§ WRITTEN EXERCISE: Return each line of the listing that contains the string "index".

§ MATERIAL PROVIDED:

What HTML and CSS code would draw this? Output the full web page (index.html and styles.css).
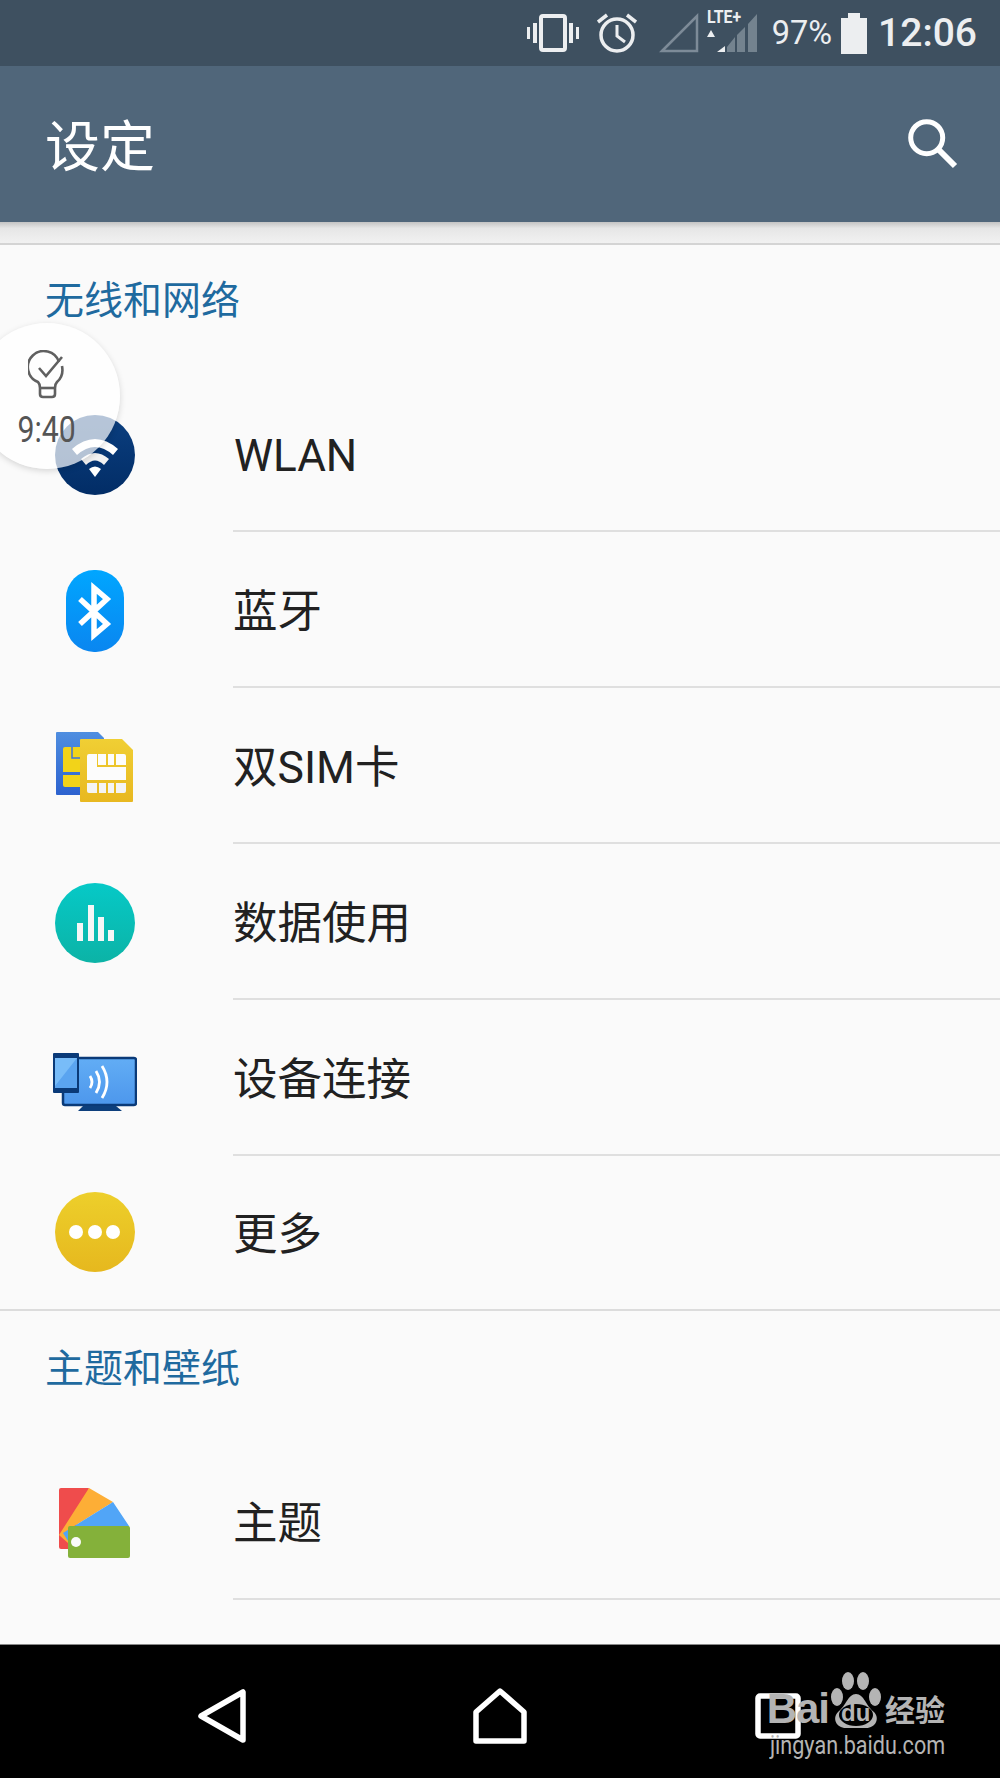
FILE: index.html
```html
<!DOCTYPE html>
<html lang="zh-CN">
  <head>
    <meta charset="UTF-8" />
    <meta name="viewport" content="width=device-width, initial-scale=1.0" />
    <title>设定</title>
    <link rel="stylesheet" href="styles.css">
  </head>
  <body>
    <div class="phone">
      <div class="statusbar">
        <svg class="st-vibrate" width="52" height="38" viewBox="0 0 52 38">
          <rect x="14" y="2" width="24" height="34" rx="2" fill="none" stroke="#eceef0" stroke-width="4"/>
          <path d="M6 9h4v20H6zM0 13h3v12H0zM42 9h4v20h-4zM49 13h3v12h-3z" fill="#eceef0"/>
        </svg>
        <svg class="st-alarm" width="40" height="40" viewBox="0 0 40 40">
          <circle cx="20" cy="22" r="16" fill="none" stroke="#eceef0" stroke-width="3.5"/>
          <path d="M20 12v11l8 6" fill="none" stroke="#eceef0" stroke-width="3"/>
          <path d="M1 9 10 2M39 9 30 2" fill="none" stroke="#eceef0" stroke-width="3.5"/>
        </svg>
        <svg class="st-sim1" width="40" height="40" viewBox="0 0 40 40">
          <path d="M3 38 38 3v35z" fill="none" stroke="#7d8b98" stroke-width="2.5"/>
        </svg>
        <div class="st-lte">
          <svg width="54" height="42" viewBox="0 0 54 42">
            <path d="M6 20l4 7H2zM12 42l8-6v6z" fill="#eceef0"/>
            <path d="M22 42V37L30 27V42zM32 42V25L40 17V42zM43 42V14L52 4V42z" fill="#74838f"/>
          </svg>
          <span class="st-lte-label">LTE+</span>
        </div>
        <span class="st-pct">97%</span>
        <svg class="st-battery" width="26" height="41" viewBox="0 0 26 41">
          <path d="M0 5h7V0h12v5h7v36H0z" fill="#eceef0"/>
        </svg>
        <span class="st-time">12:06</span>
      </div>

      <div class="appbar">
        <h1 class="appbar-title">设定</h1>
        <svg width="50" height="50" viewBox="0 0 50 50">
          <circle cx="18.7" cy="18.7" r="16" fill="none" stroke="#fff" stroke-width="5"/>
          <path d="M30 30 47 47" stroke="#fff" stroke-width="6"/>
        </svg>
      </div>
      <div class="appbar-shadow"></div>

      <main class="list">
        <section class="group">
          <h2 class="group-title">无线和网络</h2>
          <div class="row">
            <div class="row-icon">
              <svg width="80" height="80" viewBox="0 0 80 80">
                <defs>
                  <linearGradient id="wifiBg" x1="0" y1="0" x2="0" y2="1">
                    <stop offset="0" stop-color="#0b3f80"/><stop offset="1" stop-color="#022d66"/>
                  </linearGradient>
                </defs>
                <circle cx="40" cy="40" r="40" fill="url(#wifiBg)"/>
                <path d="M17 34Q40 14 63 34l-5 6Q40 24 22 40z" fill="#fff"/>
                <path d="M26 44Q40 32 54 44l-5 6Q40 41 31 50z" fill="#f2f2f2"/>
                <path d="M34 54Q40 49 46 54l-6 8z" fill="#fff"/>
              </svg>
            </div>
            <div class="row-label row-label-latin">WLAN</div>
          </div>
          <div class="row">
            <div class="row-icon">
              <svg width="58" height="82" viewBox="0 0 58 82">
                <defs>
                  <linearGradient id="btBg" x1="0" y1="0" x2="0" y2="1">
                    <stop offset="0" stop-color="#00a6ff"/><stop offset="1" stop-color="#0a86f0"/>
                  </linearGradient>
                </defs>
                <rect width="58" height="82" rx="28" fill="url(#btBg)"/>
                <path d="M14 29 41 54 28 65V18L41 29 14 54" fill="none" stroke="#fff" stroke-width="5.5"/>
              </svg>
            </div>
            <div class="row-label">蓝牙</div>
          </div>
          <div class="row">
            <div class="row-icon">
              <svg width="78" height="72" viewBox="0 0 78 72">
                <defs>
                  <linearGradient id="simBlue" x1="0" y1="0" x2="0" y2="1">
                    <stop offset="0" stop-color="#4f8ee0"/><stop offset="1" stop-color="#2c62cf"/>
                  </linearGradient>
                  <linearGradient id="simYellow" x1="0" y1="0" x2="0" y2="1">
                    <stop offset="0" stop-color="#f0cf34"/><stop offset="1" stop-color="#e8b820"/>
                  </linearGradient>
                </defs>
                <path d="M0 2Q0 1 1 1H42L48 7V64H1Q0 64 0 63z" fill="url(#simBlue)"/>
                <path d="M7 18Q7 16 9 16H24V41H7zM7 44H24V56H9Q7 56 7 54z" fill="#f2d319"/>
                <path d="M16 16V27H24" fill="none" stroke="#3f74d6" stroke-width="1.5"/>
                <path d="M24 9Q24 8 25 8H66L77 19V70Q77 71 76 71H25Q24 71 24 70z" fill="url(#simYellow)"/>
                <path d="M31 25Q31 23 33 23H41V36H70V49H31z" fill="#fcfcfc"/>
                <path d="M42 23H50V34H42zM52 23H58V34H52zM60 23H68Q70 23 70 25V34H60z" fill="#fcfcfc"/>
                <path d="M31 52H41V62H33Q31 62 31 60zM43 52H50V62H43zM52 52H58V62H52zM60 52H70V60Q70 62 68 62H60z" fill="#f4f4f4"/>
              </svg>
            </div>
            <div class="row-label">双SIM卡</div>
          </div>
          <div class="row">
            <div class="row-icon">
              <svg width="80" height="80" viewBox="0 0 80 80">
                <defs>
                  <linearGradient id="dataBg" x1="0" y1="0" x2="0" y2="1">
                    <stop offset="0" stop-color="#06c9c7"/><stop offset="1" stop-color="#0cb3a6"/>
                  </linearGradient>
                </defs>
                <circle cx="40" cy="40" r="40" fill="url(#dataBg)"/>
                <path d="M22 40H28V58H22zM33 22H39V58H33zM43 34H49V58H43zM53 47H59V58H53z" fill="#f6f6f6"/>
              </svg>
            </div>
            <div class="row-label">数据使用</div>
          </div>
          <div class="row">
            <div class="row-icon">
              <svg class="icon-device" width="84" height="58" viewBox="0 0 84 58">
                <defs>
                  <linearGradient id="devBg" x1="0" y1="0" x2="0" y2="1">
                    <stop offset="0" stop-color="#62adf5"/><stop offset="1" stop-color="#4d97ec"/>
                  </linearGradient>
                </defs>
                <rect x="10" y="5" width="73" height="47" rx="2" fill="url(#devBg)" stroke="#0a3a78" stroke-width="2.5"/>
                <path d="M25 58 30 53H63L69 58z" fill="#0d3f7c"/>
                <rect x="0" y="0" width="26" height="40" rx="1" fill="#0a3a78"/>
                <rect x="2" y="5" width="22" height="30" fill="#5aa4f0"/>
                <path d="M2 5H24L2 33z" fill="#78bcf8"/>
                <path d="M37 23Q41 29 37 35M43 18Q50 29 43 40M49 13Q59 29 49 45" fill="none" stroke="#fff" stroke-width="2.8"/>
              </svg>
            </div>
            <div class="row-label">设备连接</div>
          </div>
          <div class="row row-last">
            <div class="row-icon">
              <svg width="80" height="80" viewBox="0 0 80 80">
                <defs>
                  <linearGradient id="moreBg" x1="0" y1="0" x2="0" y2="1">
                    <stop offset="0" stop-color="#edcf2b"/><stop offset="1" stop-color="#e6b81e"/>
                  </linearGradient>
                </defs>
                <circle cx="40" cy="40" r="40" fill="url(#moreBg)"/>
                <circle cx="21" cy="40" r="7" fill="#fff"/>
                <circle cx="40" cy="40" r="7" fill="#fff"/>
                <circle cx="58" cy="40" r="7" fill="#fff"/>
              </svg>
            </div>
            <div class="row-label">更多</div>
          </div>
        </section>

        <section class="group">
          <h2 class="group-title">主题和壁纸</h2>
          <div class="row">
            <div class="row-icon">
              <svg class="icon-theme" width="72" height="72" viewBox="0 0 72 72">
                <path d="M2 0H30L9 61H2Q0 61 0 59V2Q0 0 2 0z" fill="#ef4c4c"/>
                <path d="M30 0 54 14 9 42V55L0 47z" fill="#fdae36"/>
                <path d="M54 14 70 38V42H9V53L4 45z" fill="#51a5f7"/>
                <path d="M11 38H69Q71 38 71 40V68Q71 70 69 70H11Q9 70 9 68V40Q9 38 11 38z" fill="#84b13a"/>
                <circle cx="17" cy="54" r="5" fill="#fafafa"/>
              </svg>
            </div>
            <div class="row-label">主题</div>
          </div>
        </section>
      </main>

      <nav class="navbar">
        <svg width="48" height="54" viewBox="0 0 48 54">
          <path d="M3 27 45 3V51z" fill="none" stroke="#fff" stroke-width="5.5" stroke-linejoin="round"/>
        </svg>
        <svg width="54" height="56" viewBox="0 0 54 56">
          <path d="M3 53V24L27 3 51 24V53z" fill="none" stroke="#fff" stroke-width="5.5" stroke-linejoin="round"/>
        </svg>
        <svg width="46" height="46" viewBox="0 0 46 46">
          <rect x="3" y="3" width="40" height="40" rx="2" fill="none" stroke="#fff" stroke-width="5.5"/>
        </svg>
      </nav>

      <!-- floating tip bubble, sits over the wlan row -->
      <div class="tip">
        <svg width="38" height="50" viewBox="0 0 38 50">
          <path d="M31 12A16 16 0 1 0 10 32Q12 34 12 38V44Q12 47 15 47H24Q27 47 27 44V38Q27 34 29 32Q36 26 34 16" fill="none" stroke="#606060" stroke-width="2.6"/>
          <path d="M12 38H27" stroke="#606060" stroke-width="2.6"/>
          <path d="M11 18 18 26 34 7" fill="none" stroke="#606060" stroke-width="2.6"/>
        </svg>
        <span class="tip-time">9:40</span>
      </div>

      <!-- baidu watermark -->
      <div class="watermark">
        <div class="wm-top">
          <span class="wm-bai">Bai</span>
          <div class="wm-paw">
            <svg width="52" height="56" viewBox="0 0 52 56">
              <ellipse cx="7" cy="25" rx="6" ry="9" fill="#b4b4b4"/>
              <ellipse cx="18" cy="9" rx="6" ry="9" fill="#b4b4b4"/>
              <ellipse cx="33" cy="9" rx="6" ry="9" fill="#b4b4b4"/>
              <ellipse cx="45" cy="25" rx="6" ry="9" fill="#b4b4b4"/>
              <path d="M26 22C34 22 36 34 44 40 50 46 46 56 36 56H16C6 56 2 46 8 40 16 34 18 22 26 22z" fill="#b4b4b4"/>
              <ellipse cx="26" cy="43" rx="17" ry="11" fill="#000"/>
            </svg>
            <span class="wm-du">du</span>
          </div>
          <span class="wm-jy">经验</span>
        </div>
        <span class="wm-url">jingyan.baidu.com</span>
      </div>
    </div>
  </body>
</html>
```

FILE: styles.css
```css
* {
  box-sizing: border-box;
}

body {
  margin: 0;
  background-color: #fafafa;
  font-family: Roboto, "Noto Sans CJK SC", sans-serif;
}

.phone {
  position: relative;
  display: flex;
  flex-direction: column;
  width: 1000px;
  height: 1778px;
  overflow: hidden;
}

/* status bar */
.statusbar {
  display: flex;
  align-items: center;
  flex: none;
  height: 66px;
  padding-right: 23px;
  justify-content: flex-end;
  background-color: #3e5060;
  color: #eceef0;
}

.st-vibrate {
  margin-right: 18px;
}

.st-alarm {
  margin-right: 22px;
}

.st-lte {
  position: relative;
  width: 54px;
  height: 42px;
  margin: 0 13px 14px 6px;
  align-self: flex-end;
}

.st-lte svg {
  display: block;
}

.st-lte-label {
  position: absolute;
  left: 2px;
  top: -2px;
  font-size: 18px;
  line-height: 18px;
  font-weight: 700;
  transform: scaleX(0.88);
  transform-origin: left;
}

.st-pct {
  margin-right: 9px;
  font-size: 32.5px;
}

.st-battery {
  margin-right: 11px;
}

.st-time {
  font-size: 39px;
  font-weight: 500;
}

/* app bar */
.appbar {
  display: flex;
  align-items: center;
  justify-content: space-between;
  flex: none;
  height: 156px;
  padding: 0 42px 0 45px;
  background-color: #50667a;
}

.appbar-title {
  margin: 0 0 4px;
  font-size: 55px;
  font-weight: 400;
  color: #fff;
}

.appbar-shadow {
  flex: none;
  height: 23px;
  background: linear-gradient(#c4c4c4, #e6e6e6 30%, #f1f1f1);
  border-bottom: 2px solid #d4d4d4;
}

/* list */
.list {
  flex: 1;
  overflow: hidden;
  background-color: #fafafa;
}

.group {
  border-bottom: 2px solid #dcdcdc;
}

.group:last-child {
  border-bottom: none;
}

.group-title {
  height: 131px;
  margin: 0;
  padding: 29px 0 0 45px;
  font-size: 39px;
  line-height: 54px;
  font-weight: 400;
  color: #1f6a9f;
}

.group + .group .group-title {
  height: 133px;
  padding-top: 31px;
}

.row {
  display: flex;
  height: 156px;
}

.row-last {
  height: 153px;
}

.row-icon {
  display: flex;
  align-items: center;
  justify-content: center;
  flex: none;
  width: 190px;
  margin-right: 43px;
  padding-top: 2px;
}

.row-last .row-icon {
  padding: 0 0 1px;
}

.icon-device {
  margin-top: 6px;
}

.icon-theme {
  margin-top: 1px;
}

.row-label {
  display: flex;
  align-items: center;
  flex: 1;
  padding-bottom: 4px;
  font-size: 44.5px;
  color: #212121;
  border-bottom: 2px solid #dfdfdf;
}

.row-label-latin {
  padding: 6px 0 0 1px;
  font-size: 44px;
}

.row-last .row-label {
  border-bottom: none;
}

/* nav bar */
.navbar {
  display: grid;
  grid-template-columns: repeat(3, 278px);
  justify-content: center;
  justify-items: center;
  align-items: center;
  flex: none;
  height: 134px;
  padding-top: 8px;
  background-color: #000;
  border-top: 1px solid #888;
}

/* tip bubble */
.tip {
  position: absolute;
  left: -26px;
  top: 323px;
  display: flex;
  flex-direction: column;
  align-items: center;
  width: 146px;
  height: 146px;
  padding-top: 27px;
  border-radius: 50%;
  background-color: rgba(255, 255, 255, 0.7);
  box-shadow: 0 2px 6px rgba(0, 0, 0, 0.15);
  color: #555;
}

.tip-time {
  margin-top: 9px;
  font-size: 36px;
  line-height: 42px;
  transform: scaleX(0.84);
}

/* watermark */
.watermark {
  position: absolute;
  left: 760px;
  top: 1672px;
  display: flex;
  flex-direction: column;
  align-items: flex-end;
  width: 185px;
  color: #b4b4b4;
}

.wm-top {
  display: flex;
  align-items: flex-end;
  height: 56px;
}

.wm-bai {
  font-family: "Liberation Sans", sans-serif;
  font-size: 42px;
  line-height: 38px;
  font-weight: 700;
  letter-spacing: -1px;
}

.wm-paw {
  position: relative;
  width: 52px;
  height: 56px;
  margin: 0 3px 0 1px;
}

.wm-paw svg {
  display: block;
}

.wm-du {
  position: absolute;
  left: 11px;
  bottom: 3px;
  font-family: "Liberation Sans", sans-serif;
  font-size: 24px;
  line-height: 24px;
  font-weight: 700;
}

.wm-jy {
  font-size: 30px;
  line-height: 34px;
  font-weight: 700;
}

.wm-url {
  margin-top: 3px;
  font-size: 26px;
  line-height: 28px;
  transform: scaleX(0.83);
  transform-origin: right;
}
```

§ OUTPUT OF THE TASK:
What HTML and CSS code would draw this? Output the full web page (index.html and styles.css).
FILE: index.html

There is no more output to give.